Notes from an Old Mom
We all know 40 is the new 30 and math is sometimes ridiculous and unhelpful, right? So I’m not really an old mom but I have learned a few tricks in my time with Aidan.
When Aidan was little I blogged mostly for therapy and a little bit to help the world open their minds to my son. Now I think I blog to help, to connect and find those other people along the way that want my two cents.
Over time I’ve gotten more comfortable with the world of seizures, mobility, and AAC. It’s not just the living experience, it’s all the reading I do on a topic. I’m not much of a risk taker so I like to be prepared and know my options. So my head sometimes gets crammed with info and I shouldn’t keep it all to myself.

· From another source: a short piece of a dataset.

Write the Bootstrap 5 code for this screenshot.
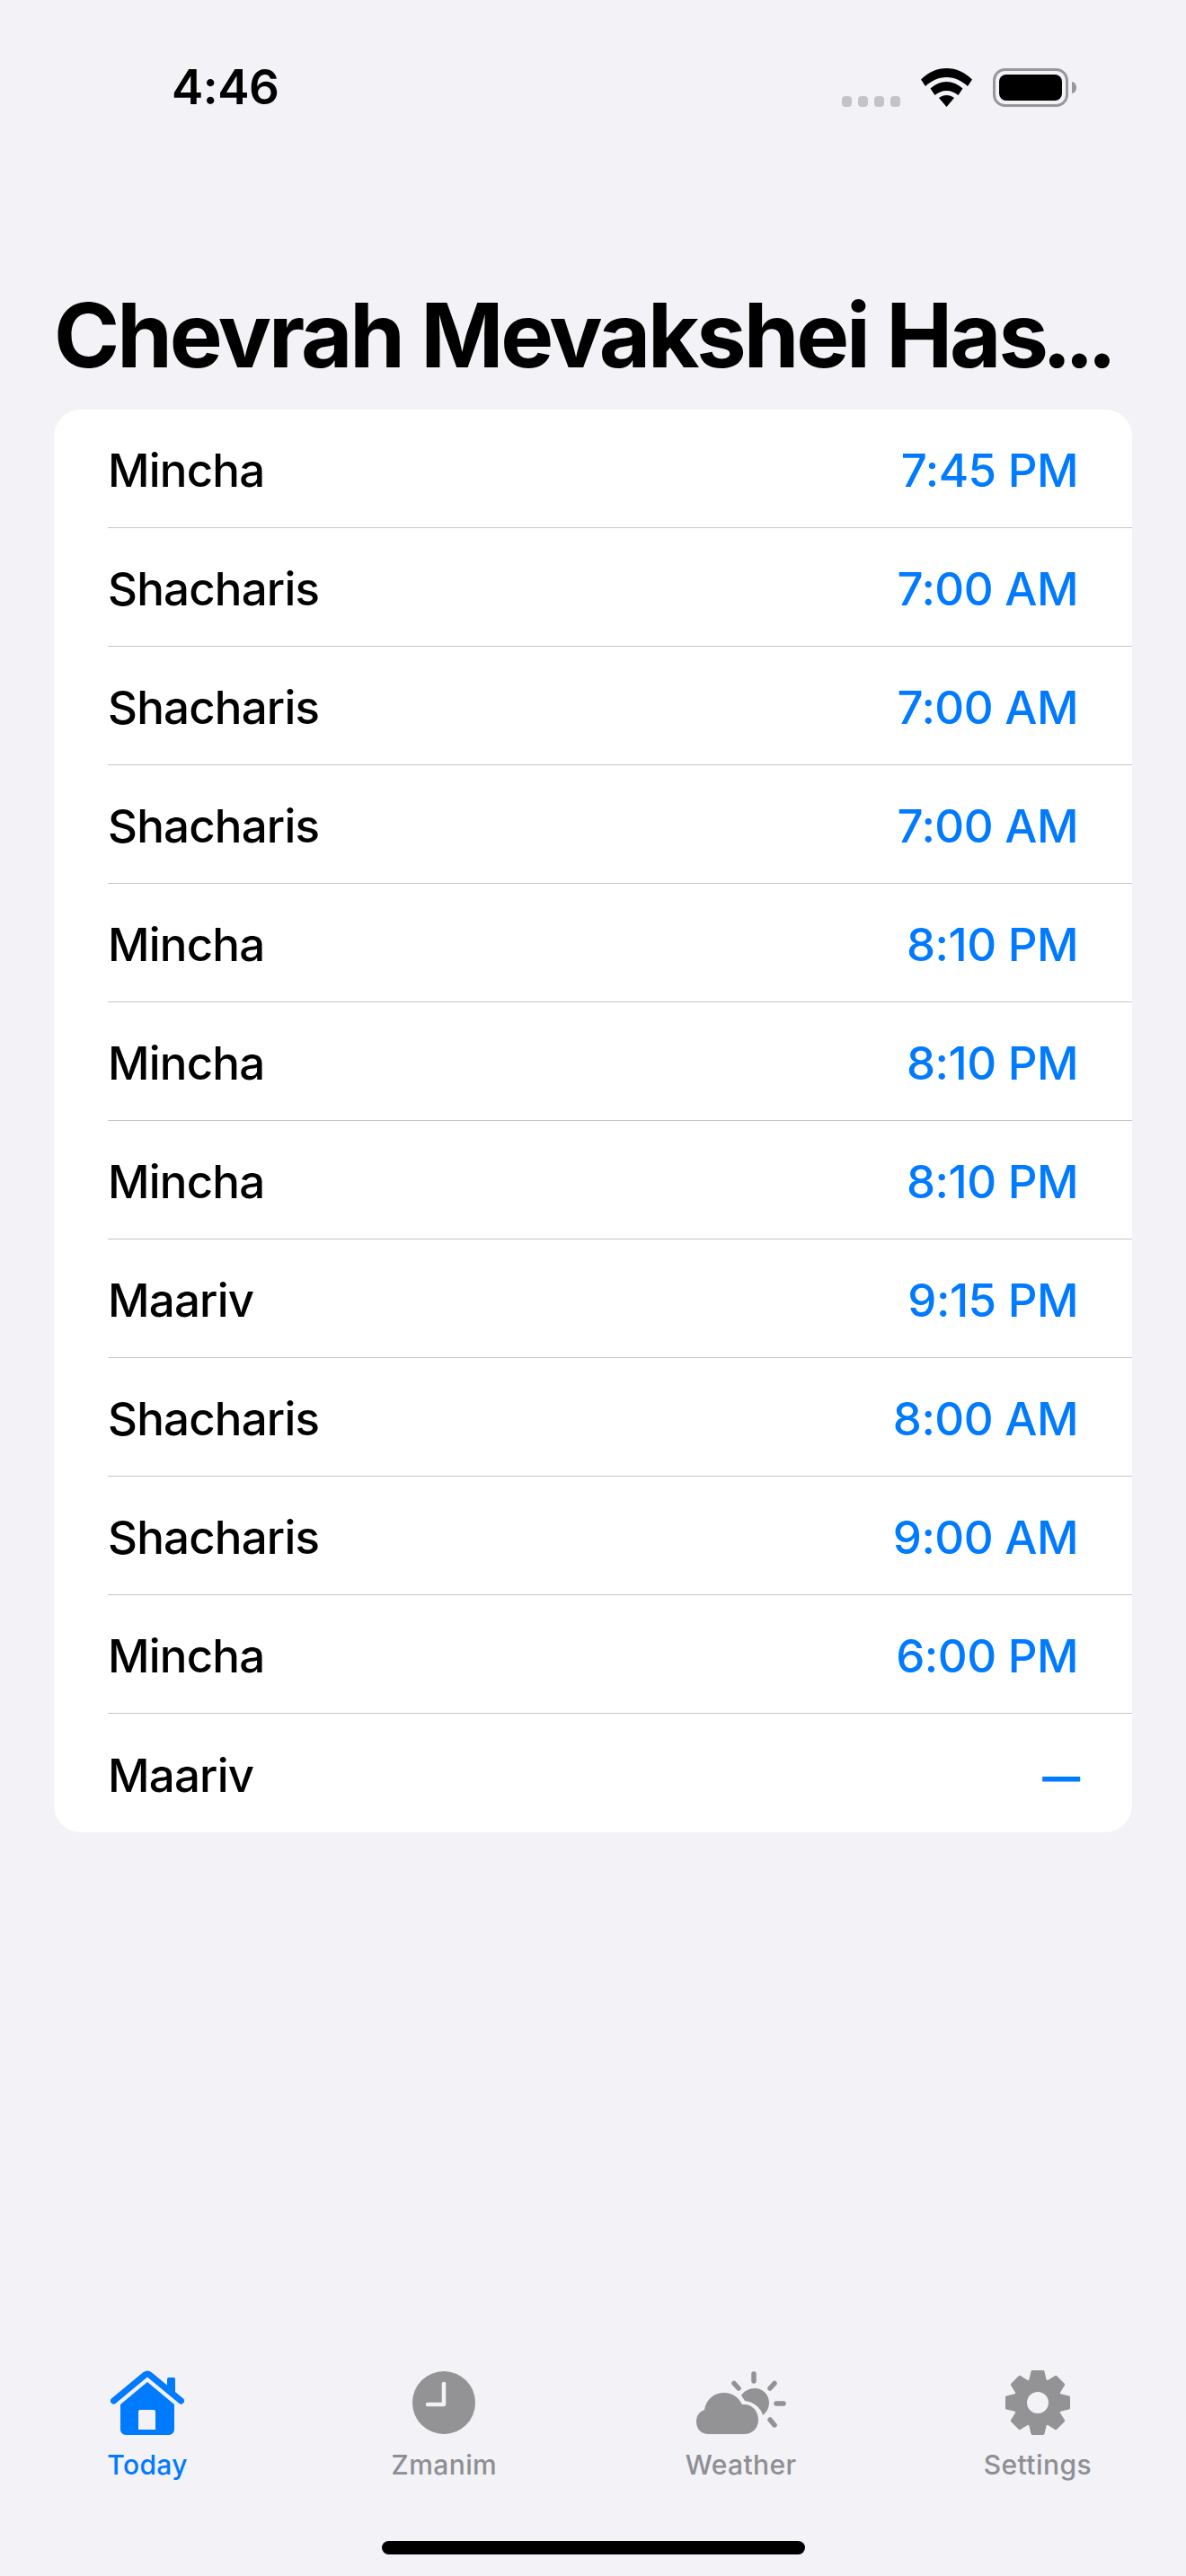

I’ve had approximately 47 thousand conversations with myself about what I want to be when I grow up, one of them resulting in a conversation with an even, ahem, wiser person who is farther along in this parenting journey. I call him my cheerleader because he is constantly encouraging me and helping me think things through. We had a lengthy talk about identity and how our children define us and when is that helpful and when is it overwhelming. Lately my thoughts about what I want to be when I grow up have been seen through the lens of what I could have been if I wasn’t Aidan’s mom. It’s a useless train of thought, I realize that. But what if somewhere inside me I’m really a banker or software programmer or architect? Also ridiculous.
As I’ve been sorting through who I am, what needs to get done, who should be doing it, I’ve been in constant contact with other parents. Some of my friends are needing to think through accessiblity issues in their homes. Several are just starting their AAC journey with their children. And some just need to know someone else gets the isolation and challenges of Disability World. There’s nothing I love more than hearing what another child has accomplished or answering particular questions.
I may always wrestle with this growing up question. But for now, while I have my own personal cheerleader, I guess I’ll be a cheerleader too.